Electrify your lemon tree. If you are growing citrus outdoors and haven’t installed winter protection yet, it is past time to do that. Thread plumbing heating cables or strings of incandescent Christmas lights through the branches to supply enough heat to keep flower buds and fruit from freezing. The heating cables are sold at hardware stores; they have built-in thermostats that automatically turn on when temperatures drop to a degree or two above freezing. You will need a thermostat to control Christmas lights if you want lights to turn on automatically when temperature drops. After installing heating cables in my lemon and lime trees, I wrap a tube of heavy, clear plastic around each tree and then use several layers of floating row cover over the top opening to allow air circulation. The whole thing is secured with sturdy bulldog clips against winter winds. In warmer or more protected locations, covering the trees with heavy row cover fabric (‘fleece’) instead of plastic, works fine.

Seed ordering: The run on everything to do with gardening continued this year, so once again you might want to lay in garden supplies, seeds and soil amendments sooner rather than later. At least some Seedy Saturdays are resuming in 2022 and these are often good places to get seeds, especially from local companies. Keep checking the Seeds of Diversity website for communities offering Seedy Saturdays in 2022.

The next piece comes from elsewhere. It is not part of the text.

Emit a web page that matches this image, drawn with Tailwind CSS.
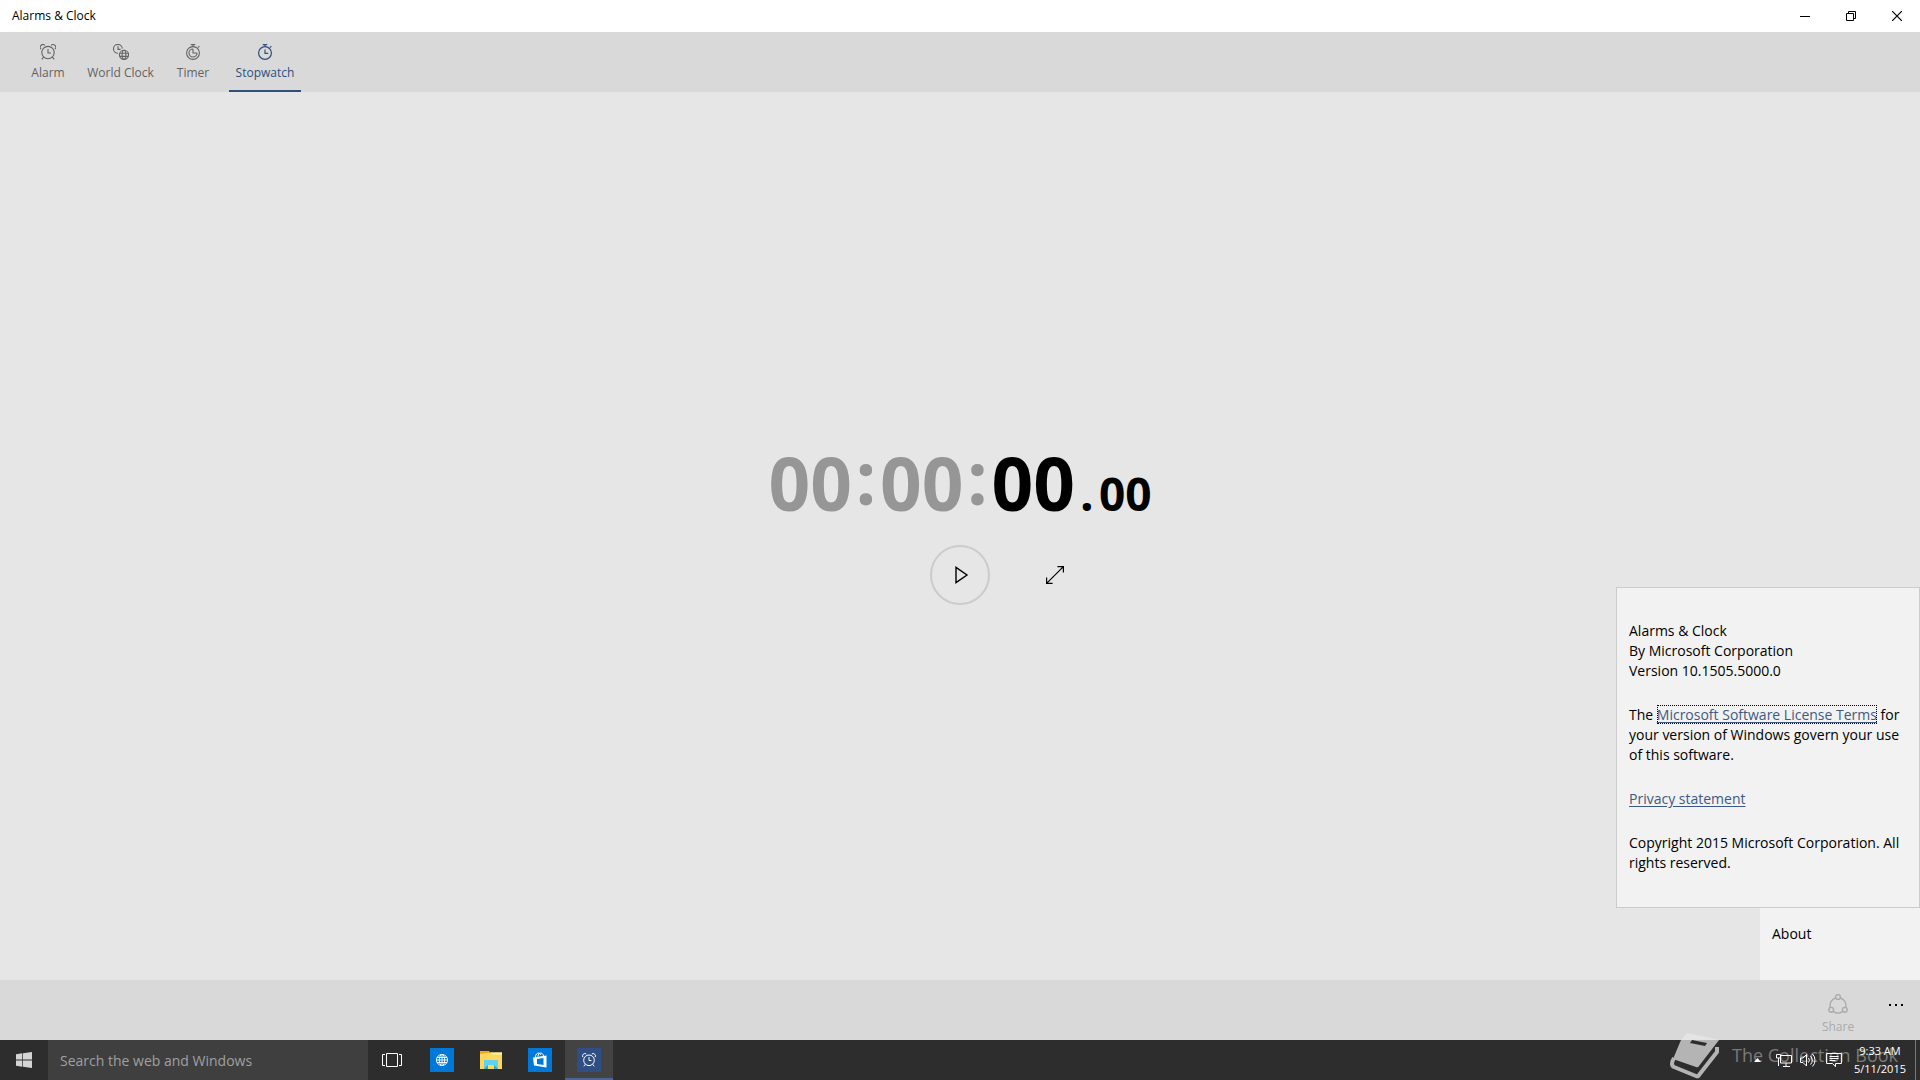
<!DOCTYPE html>
<html lang="en">
<head>
  <meta charset="UTF-8" />
  <title>Alarms &amp; Clock</title>
  <script src="https://cdn.jsdelivr.net/npm/@tailwindcss/browser@4"></script>
</head>
<body class="h-screen flex flex-col overflow-hidden bg-[#e6e6e6] text-black font-['Open_Sans','Noto_Sans',sans-serif]">
  <!-- Title bar -->
  <header class="h-8 shrink-0 bg-white flex items-center justify-between">
    <h1 class="pl-3 text-xs">Alarms &amp; Clock</h1>
    <div class="flex h-full">
      <button class="w-[46px] flex items-center justify-center" aria-label="Minimize">
        <svg class="size-[10px]" viewBox="0 0 10 10" fill="none" stroke="#000"><path d="M0 5.5h10" /></svg>
      </button>
      <button class="w-[46px] flex items-center justify-center" aria-label="Restore">
        <svg class="size-[10px]" viewBox="0 0 10 10" fill="none" stroke="#000"><path d="M.5 2.5h7v7h-7zM2.5 2.5v-2h7v7h-2" /></svg>
      </button>
      <button class="w-[46px] flex items-center justify-center" aria-label="Close">
        <svg class="size-[10px]" viewBox="0 0 10 10" fill="none" stroke="#000" stroke-width="1.2"><path d="M0 0l10 10M10 0L0 10" /></svg>
      </button>
    </div>
  </header>

  <!-- Tabs -->
  <nav class="h-[60px] shrink-0 bg-[#d9d9d9] flex pl-3 text-xs text-[#636363]">
    <button class="w-[72px] pt-3 flex flex-col items-center gap-[5px] whitespace-nowrap">
      <svg class="size-4 shrink-0" viewBox="0 0 16 16" fill="none" stroke="currentColor" stroke-width="1.1">
        <circle cx="8" cy="8.6" r="6.2" />
        <path d="M8 5v4h3M1 5.2A2.7 2.7 0 0 1 4.9 1.4M15 5.2A2.7 2.7 0 0 0 11.1 1.4M3.6 13L1.8 15.4M12.4 13l1.8 2.4" />
      </svg>
      <span>Alarm</span>
    </button>
    <button class="w-[73px] pt-3 flex flex-col items-center gap-[5px] whitespace-nowrap">
      <svg class="size-4 shrink-0" viewBox="0 0 16 16" fill="none" stroke="currentColor" stroke-width="1.1">
        <path d="M5 9.2A4.4 4.4 0 1 1 9.3 4.6M5 2.2v3.2h2.6" />
        <circle cx="11" cy="10.8" r="4.6" />
        <ellipse cx="11" cy="10.8" rx="1.9" ry="4.6" />
        <path d="M6.8 9.2h8.4M6.8 12.4h8.4" />
      </svg>
      <span>World Clock</span>
    </button>
    <button class="w-[72px] pt-3 flex flex-col items-center gap-[5px] whitespace-nowrap">
      <svg class="size-4 shrink-0" viewBox="0 0 16 16" fill="none" stroke="currentColor" stroke-width="1.1">
        <circle cx="8" cy="9" r="6.4" />
        <path d="M8 2.6V.6M5.8.6h4.4M12.8 3.6l1.6-1.5M8 5v4h3.8M12 9a4 4 0 1 1-4-4" />
      </svg>
      <span>Timer</span>
    </button>
    <button class="w-[72px] pt-3 flex flex-col items-center gap-[5px] whitespace-nowrap text-[#2f4f7d] border-b-2 border-[#2f4f7d]">
      <svg class="size-4 shrink-0" viewBox="0 0 16 16" fill="none" stroke="currentColor" stroke-width="1.2">
        <circle cx="8" cy="9" r="6.4" />
        <path d="M8 2.6V.6M5.8.6h4.4M12.8 3.6l1.6-1.5M8 5.4v4h3.2" />
      </svg>
      <span>Stopwatch</span>
    </button>
  </nav>

  <!-- Stopwatch -->
  <main class="relative flex-1 min-h-0 flex flex-col items-center justify-center pb-7">
    <div class="flex items-baseline text-[73px] font-bold leading-[88px]">
      <span class="text-[#969696]">00</span>
      <span class="w-7 self-start text-center text-[#969696] leading-[76px]">:</span>
      <span class="text-[#969696]">00</span>
      <span class="w-7 self-start text-center text-[#969696] leading-[76px]">:</span>
      <span>00</span>
      <span class="w-6 text-center text-5xl">.</span>
      <span class="text-[46px]">00</span>
    </div>
    <div class="grid grid-cols-3 w-[285px] mt-2 items-center justify-items-center">
      <button class="col-start-2 size-[60px] rounded-full border-2 border-[#cccccc] flex items-center justify-center" aria-label="Start">
        <svg class="size-5" viewBox="0 0 20 20" fill="none" stroke="#000" stroke-width="1.4"><path d="M6 2.4v15.2L17 10z" /></svg>
      </button>
      <button aria-label="Expand">
        <svg class="size-5" viewBox="0 0 20 20" fill="none" stroke="#000" stroke-width="1.2"><path d="M1.6 18.4L18.4 1.6M12.4 1.6h6v6M1.6 12.4v6h6" /></svg>
      </button>
    </div>

    <!-- About flyout over its menu -->
    <div class="absolute right-0 bottom-0 flex flex-col items-end text-sm">
      <section class="w-[304px] pt-[33px] pb-[34px] pl-3 pr-2 bg-[#f2f2f2] border border-[#cccccc] leading-5 flex flex-col gap-6">
        <p>Alarms &amp; Clock<br />By Microsoft Corporation<br />Version 10.1505.5000.0</p>
        <p>The <a href="#license" class="text-[#3d5a86] underline underline-offset-2 outline-1 outline-dotted outline-black -outline-offset-1">Microsoft Software License Terms</a> for<br />your version of Windows govern your use of this software.</p>
        <p><a href="#privacy" class="text-[#3d5a86] underline underline-offset-2">Privacy statement</a></p>
        <p>Copyright 2015 Microsoft Corporation. All rights reserved.</p>
      </section>
      <div class="w-40 h-[72px] bg-[#f2f2f2]">
        <button class="w-full pl-3 pt-4 text-left">About</button>
      </div>
    </div>
  </main>

  <!-- App bar -->
  <footer class="h-[60px] shrink-0 bg-[#d9d9d9] flex justify-end">
    <button class="w-[68px] pt-[14px] flex flex-col items-center gap-[5px] text-xs text-[#ababab]" disabled>
      <svg class="size-5 shrink-0" viewBox="0 0 20 20" fill="none" stroke="currentColor" stroke-width="1.4">
        <circle cx="10" cy="3" r="2.4" /><circle cx="3.2" cy="15.8" r="2.4" /><circle cx="16.8" cy="15.8" r="2.4" />
        <path d="M7.6 4A8 8 0 0 0 2.2 13.4M12.4 4a8 8 0 0 1 5.4 9.4M5.4 17.6a8.4 8.4 0 0 0 9.2 0" />
      </svg>
      <span>Share</span>
    </button>
    <button class="w-12 pt-6 flex justify-center items-start" aria-label="More">
      <svg class="w-4 h-[2px]" viewBox="0 0 16 2" fill="#000"><path d="M1 0h2v2H1zM7 0h2v2H7zM13 0h2v2h-2z" /></svg>
    </button>
  </footer>

  <!-- Taskbar -->
  <div class="relative h-10 shrink-0 bg-[#2d2d2d] flex text-white">
    <button class="w-12 flex items-center justify-center" aria-label="Start menu">
      <svg class="size-4" viewBox="0 0 16 16" fill="#d4d4d4"><path d="M0 2.2L6.3 1.3V7.6H0zM7 1.2L16 0v7.6H7zM0 8.4h6.3v6.3L0 13.8zM7 8.4h9V16l-9-1.2z" /></svg>
    </button>
    <input type="search" aria-label="Search the web and Windows" placeholder="Search the web and Windows" class="w-80 px-3 pt-[2px] bg-[#3f3f3f] text-sm text-white placeholder:text-[#a0a0a0] outline-none" />
    <button class="w-12 flex items-center justify-center" aria-label="Task view">
      <svg class="w-5 h-[14px]" viewBox="0 0 20 14" fill="none" stroke="#fff"><path d="M4.5.5h11v13h-11zM3 1.5H.5v11H3M17 1.5h2.5v11H17" /></svg>
    </button>
    <div class="flex gap-px ml-[2px]">
      <button class="w-12 flex items-center justify-center" aria-label="Browser">
        <svg class="size-6" viewBox="0 0 24 24" fill="none" stroke="#fff" stroke-width=".9"><path fill="#0078d7" stroke="none" d="M0 0h24v24H0z" /><circle cx="12" cy="12" r="5.6" /><ellipse cx="12" cy="12" rx="2.7" ry="5.6" /><path d="M7 9.5h10M7 14.5h10M6.400 12h11.200M12 6.400v11.200" /></svg>
      </button>
      <button class="w-12 flex items-center justify-center" aria-label="File Explorer">
        <svg class="size-6" viewBox="0 0 24 24"><path fill="#f2a818" d="M1 3h9l1 1.5h2V7H1z" /><path fill="#ffd75e" d="M1 6l11-1.5h11V21H1z" /><path fill="#fff0a8" d="M12 4.5h11v2H12z" /><path fill="#5fd3ee" d="M5 12h14v9h-4v-4H9v4H5z" /><path fill="#35a5cb" d="M5 21l4-4v4zM15 17l4 4h-4z" /></svg>
      </button>
      <button class="w-12 flex items-center justify-center" aria-label="Store">
        <svg class="size-6" viewBox="0 0 24 24"><path fill="#0078d7" d="M0 0h24v24H0z" /><path fill="none" stroke="#fff" d="M7.500 9c0-4.500 4.500-5 5.500-2M10 8.500c0-4.500 5-4.500 5.500-.5" /><path fill="#fff" d="M5 9.500l13.500-2v12L6 17.500z" /><path fill="#0078d7" d="M9 11l6.500-1v7L9 16z" /></svg>
      </button>
      <button class="w-12 flex items-center justify-center bg-[#434343] border-b-2 border-[#4a6596]" aria-label="Alarms &amp; Clock">
        <svg class="size-6 mt-[2px]" viewBox="0 0 24 24" fill="none" stroke="#fff"><path fill="#2f4f84" stroke="none" d="M0 0h24v24H0z" /><circle cx="12" cy="12.300" r="5.300" /><path d="M12 9v3.500h2.500M5.900 9.200A2.400 2.400 0 0 1 9.200 5.900M18.100 9.200A2.400 2.400 0 0 0 14.800 5.900M8.300 16.300l-1.500 2M15.700 16.300l1.500 2" /></svg>
      </button>
    </div>

    <!-- Watermark -->
    <div class="absolute right-[22px] bottom-0 flex items-center gap-3 text-[#7a7a7a] pointer-events-none">
      <svg class="w-[50px] h-12" viewBox="0 0 50 48" fill="none">
        <path fill="#e4e4e4" d="M17 1L50 8H11Z" />
        <path fill="#b4b4b4" d="M11 8H49L29 34Q28 36 26 35L3 27Z" />
        <path stroke="#b4b4b4" stroke-width="4" stroke-linejoin="round" d="M4 26Q0 33 4 35L26 44Q28 45 29 43L47 20V15" />
        <path fill="#2d2d2d" d="M22 8L37 11 35 14 20 11Z" />
      </svg>
      <span class="pb-[3px] text-lg">The Collection Book</span>
    </div>

    <!-- Tray -->
    <div class="relative ml-auto flex items-center">
      <button class="w-4 mr-[10px] flex justify-center" aria-label="Show hidden icons">
        <svg class="w-[7px] h-1" viewBox="0 0 7 4" fill="#fff"><path d="M3.500 0L7 4H0z" /></svg>
      </button>
      <button class="mr-2" aria-label="Network">
        <svg class="size-4" viewBox="0 0 16 16" fill="none" stroke="#fff"><path d="M5 3.500h10.500v7.500H4.500V6M7 14.500h7M10 11v3.500M.5 2.500h4v3.500h-4zM2.500 6v8" /></svg>
      </button>
      <button class="mr-[10px]" aria-label="Volume">
        <svg class="size-4" viewBox="0 0 16 16" fill="none" stroke="#fff"><path d="M.5 6v4.500h2.500L6.500 14V2.500L3 6zM8.500 6a3.500 3.500 0 0 1 0 4.500M10.500 4a6 6 0 0 1 0 8.500M12.500 2a9 9 0 0 1 0 12.500" /></svg>
      </button>
      <button class="mr-3" aria-label="Notifications">
        <svg class="size-4" viewBox="0 0 16 16" fill="none" stroke="#fff"><path d="M.6 1.500h14.800v10H9.500v3.200l-3-3.200H.6zM3.500 4.500h9M3.500 6.500h9M3.500 8.500h6" /></svg>
      </button>
      <button class="mr-[9px] text-center text-[11px] leading-[18px]">9:33 AM<br />5/11/2015</button>
      <span class="w-[5px] self-stretch border-l border-[#777777]"></span>
    </div>
  </div>
</body>
</html>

Galleon rides again: Readers of my newsletters may remember I was bemoaning the loss of winter cauliflower varieties from Canadian seed suppliers last year. If you want to grow overwintering cauliflower plants next season, I am happy to let you know that seeds of ‘Galleon’ (an excellent, very hardy variety) are now available through Salt Spring Seeds. These were grown this year by a small band of Salt Spring gardeners who grew out their Galleon plants for seed and pooled them to maintain genetic diversity. Some growers on Salt Spring have now planted larger areas of ‘Galleon’ for seed collection next summer so I hope we are on the way to keeping this variety from being lost. SS Seeds also lists ‘Purple Cape’, another excellent overwintering cauliflower.